Topological phonons in an inhomogeneously strained silicon-6: Possible evidence of the high temperature spin superfluidity and the second sound of topological phonons

TL;DR

This study provides experimental evidence of spin superfluidity and second sound in inhomogeneously strained silicon-6, revealing novel topological phonon behaviors and their potential for advanced spintronic applications.

Contribution

It reports the first experimental observation of spin superfluidity and second sound in strained silicon, linking topological phonons to magnetic phenomena.

Findings

Resonance in non-local resistance at 10 kHz and 270-281.55 K

Spatially varying non-local resistance phase observed

Evidence of standing wave behavior from topological phonons

Abstract

The superposition of topological phonons and flexoelectronic charge separation in an inhomogeneously strain Si give rise to topological electronic magnetism of phonons. The topological electronic magnetism of phonons is also expected to give rise to stationary spin current or spin superfluidity. In this experimental study, we present possible evidence of spin superfluidity in an inhomogeneously strained p-Si thin films samples. The spin superfluidity is uncovered using non-local resistance measurement.
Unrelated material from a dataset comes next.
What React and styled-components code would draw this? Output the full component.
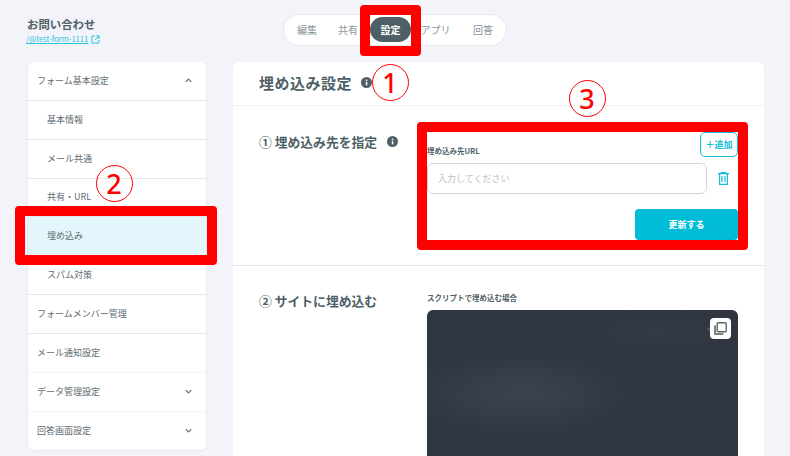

A resonance behavior is observed in a non-local resistance measurement at 10 kHz and between 270 K and 281.55 K, which is attributed to the second sound. The observation of second sound and spatially varying non-local resistance phase are the evidences for spin superfluidity. The spatially varying non-local resistance with opposite phase are also observed in Pt/MgO/p-Si sample. The overall non-local responses can be treated as a standing waveform from temporal magnetic moments of the topological phonons.